Below are the entries; state how many of their lines contain the string "TypeScript", and nothing more.

(Data records)

● ● ● ●

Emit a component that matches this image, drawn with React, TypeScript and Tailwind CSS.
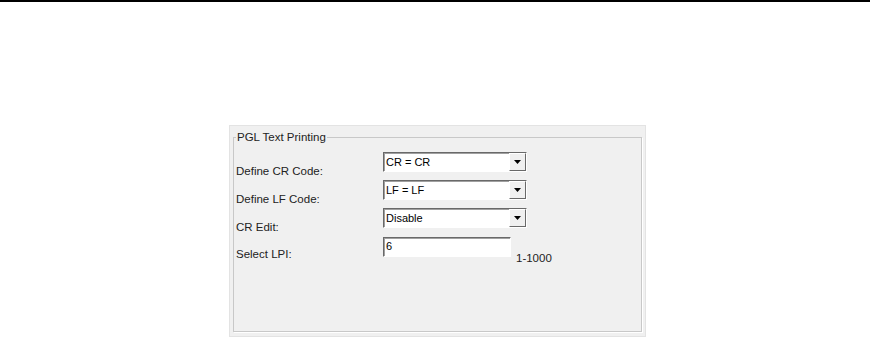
import React from "react";

const font = { fontFamily: '"Liberation Sans", Arial, sans-serif' };

function Combo({ value }: { value: string }) {
  return (
    <div className="flex h-[20px] w-[144px] border border-t-[#696969] border-l-[#696969] border-r-white border-b-white bg-white shadow-[inset_1px_1px_0_#a0a0a0]">
      <div className="flex-1 pl-[2px] text-[11px] leading-[18px] text-black">{value}</div>
      <div className="flex h-[18px] w-[17px] items-center justify-center border border-t-white border-l-white border-r-[#696969] border-b-[#696969] bg-[#f0f0f0]">
        <svg width="7" height="4" viewBox="0 0 7 4">
          <path d="M0 0h7L3.5 4z" fill="#000" />
        </svg>
      </div>
    </div>
  );
}

// label sits lower than the control, as in the old dialog
function Row({ label, children }: { label: string; children: React.ReactNode }) {
  return (
    <div className="flex items-start">
      <div className="h-[20px] w-[147px] pt-[13px] text-[11.5px] leading-[13px] text-[#222]">{label}</div>
      {children}
    </div>
  );
}

export default function App() {
  return (
    <div className="h-[337px] w-[870px] overflow-hidden bg-white" style={font}>
      <div className="h-[2px] w-full bg-black" />
      <div className="ml-[229px] mt-[123px] h-[212px] w-[417px] border border-[#e3e3e3] bg-[#f0f0f0] px-[3px] pt-[5px]">
        <fieldset className="h-[201px] border border-[#c8c8c8] pl-[2px] shadow-[1px_1px_0_#fff]">
          <legend className="px-[1px] text-[11.5px] leading-[13px] text-[#222]">PGL Text Printing</legend>
          <div className="mt-[8px] flex flex-col gap-[8px]">
            <Row label="Define CR Code:">
              <Combo value="CR = CR" />
            </Row>
            <Row label="Define LF Code:">
              <Combo value="LF = LF" />
            </Row>
            <Row label="CR Edit:">
              <Combo value="Disable" />
            </Row>
            <div className="mt-[1px] flex items-start">
              <div className="h-[20px] w-[147px] pt-[11px] text-[11.5px] leading-[13px] text-[#222]">Select LPI:</div>
              <div className="h-[20px] w-[128px] border border-t-[#696969] border-l-[#696969] border-r-white border-b-white bg-white pl-[2px] text-[11px] leading-[16px] text-black shadow-[inset_1px_1px_0_#a0a0a0]">
                6
              </div>
              <div className="ml-[5px] h-[20px] pt-[15px] text-[11.5px] leading-[13px] text-[#222]">1-1000</div>
            </div>
          </div>
        </fieldset>
      </div>
    </div>
  );
}
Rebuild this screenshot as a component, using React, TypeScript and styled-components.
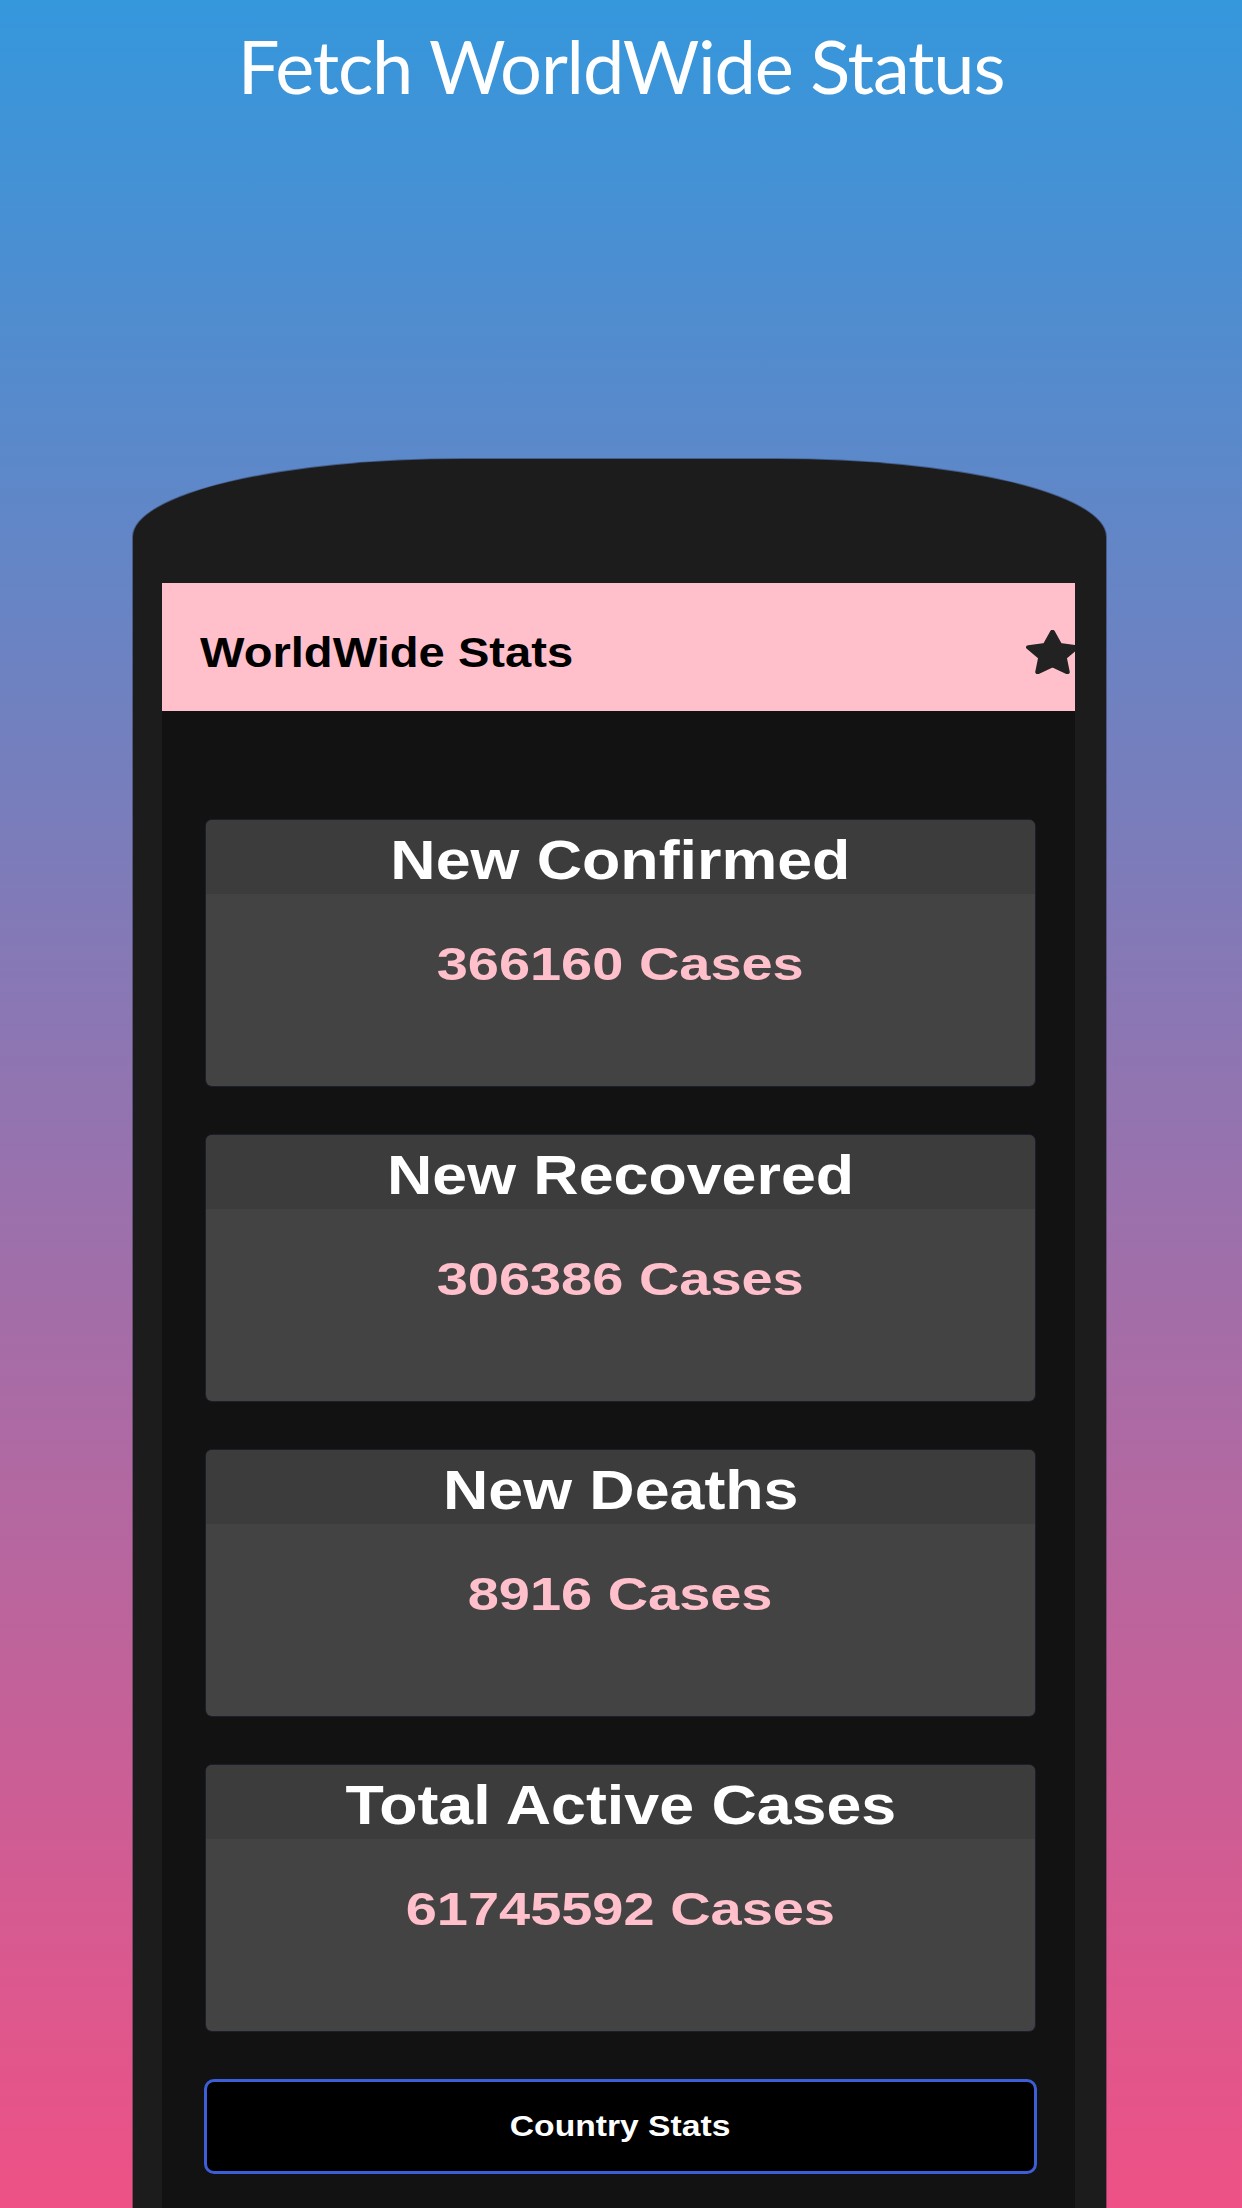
import React from "react";
import styled, { createGlobalStyle } from "styled-components";

const GlobalStyle = createGlobalStyle`
  html, body {
    margin: 0;
    padding: 0;
  }
  body {
    font-family: "Liberation Sans", Arial, sans-serif;
  }
`;

const Page = styled.div`
  width: 1242px;
  height: 2208px;
  overflow: hidden;
  display: flex;
  flex-direction: column;
  align-items: center;
  background: linear-gradient(180deg, #3597dc 0%, #9274b0 50%, #ee5185 100%);
`;

const Title = styled.h1`
  margin: 21px 0 0 0;
  font-family: Lato, "Open Sans", sans-serif;
  font-weight: 400;
  font-size: 74px;
  letter-spacing: -1.2px;
  line-height: 90px;
  color: #ffffff;
`;

const Phone = styled.div`
  margin-top: 348px;
  margin-left: -3px;
  width: 973px;
  flex: 1;
  box-sizing: border-box;
  padding: 124px 31px 0 29px;
  background: #1c1c1c;
  border-radius: 330px 330px 0 0 / 78px 78px 0 0;
  box-shadow: 0 0 0 1px rgba(40, 40, 60, 0.45);
  display: flex;
`;

const Screen = styled.div`
  flex: 1;
  background: #121212;
  overflow: hidden;
  display: flex;
  flex-direction: column;
`;

const AppBar = styled.div`
  height: 128px;
  box-sizing: border-box;
  padding: 10px 0 0 38px;
  background: #ffc0cb;
  display: flex;
  align-items: center;
  justify-content: space-between;
  overflow: hidden;
  flex-shrink: 0;
`;

const AppBarTitle = styled.div`
  font-family: "Liberation Sans", Arial, sans-serif;
  font-weight: 700;
  font-size: 43px;
  line-height: 1;
  color: #000000;
  transform: scaleX(1.096);
  transform-origin: left center;
`;

const StarIcon = styled.svg`
  width: 53px;
  height: 44px;
  margin-right: -4px;
  flex-shrink: 0;
`;

const Content = styled.div`
  display: flex;
  flex-direction: column;
  gap: 49px;
  padding: 109px 40px 0 44px;
`;

const Card = styled.div`
  height: 266px;
  border-radius: 6px;
  overflow: hidden;
  background: #434343;
  box-shadow: 0 0 0 1px #1b1e2b;
  display: flex;
  flex-direction: column;
`;

const CardHead = styled.div`
  height: 74px;
  box-sizing: border-box;
  padding-top: 12px;
  background: #3c3c3c;
  display: flex;
  justify-content: center;
`;

const CardTitle = styled.div`
  font-family: "Liberation Sans", Arial, sans-serif;
  font-weight: 700;
  font-size: 56px;
  line-height: 1;
  color: #ffffff;
  white-space: nowrap;
  transform: scaleX(1.12);
`;

const CardBody = styled.div`
  flex: 1;
  padding-top: 46px;
  display: flex;
  justify-content: center;
`;

const CardValue = styled.div`
  font-family: "Liberation Sans", Arial, sans-serif;
  font-weight: 700;
  font-size: 47px;
  line-height: 1;
  color: #ffc0cb;
  white-space: nowrap;
  transform: scaleX(1.19);
`;

const CountryButton = styled.button`
  margin: -1px -2px 0 -2px;
  height: 95px;
  box-sizing: border-box;
  border: 3px solid #3c5fd8;
  border-radius: 10px;
  background: #000000;
  color: #ffffff;
  display: flex;
  align-items: center;
  justify-content: center;
  cursor: pointer;
`;

const ButtonLabel = styled.span`
  font-family: "Liberation Sans", Arial, sans-serif;
  font-weight: 700;
  font-size: 29px;
  line-height: 1;
  transform: scaleX(1.16);
`;

const stats = [
  { title: "New Confirmed", value: 366160 },
  { title: "New Recovered", value: 306386 },
  { title: "New Deaths", value: 8916 },
  { title: "Total Active Cases", value: 61745592 },
];

const Star = () => (
  <StarIcon viewBox="1 0.6 22 20.8" preserveAspectRatio="none">
    <polygon
      points="12,1.5 15.057,7.793 21.986,8.755 16.945,13.607 18.172,20.495 12,17.2 5.828,20.495 7.055,13.607 2.014,8.755 8.943,7.793"
      fill="#222222"
      stroke="#222222"
      strokeWidth="2"
      strokeLinejoin="round"
    />
  </StarIcon>
);

export default function App() {
  return (
    <>
      <GlobalStyle />
      <Page>
        <Title>Fetch WorldWide Status</Title>
        <Phone>
          <Screen>
            <AppBar>
              <AppBarTitle>WorldWide Stats</AppBarTitle>
              <Star />
            </AppBar>
            <Content>
              {stats.map((s) => (
                <Card key={s.title}>
                  <CardHead>
                    <CardTitle>{s.title}</CardTitle>
                  </CardHead>
                  <CardBody>
                    <CardValue>{s.value} Cases</CardValue>
                  </CardBody>
                </Card>
              ))}
              <CountryButton>
                <ButtonLabel>Country Stats</ButtonLabel>
              </CountryButton>
            </Content>
          </Screen>
        </Phone>
      </Page>
    </>
  );
}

● ● ● ●

* RESULT: 2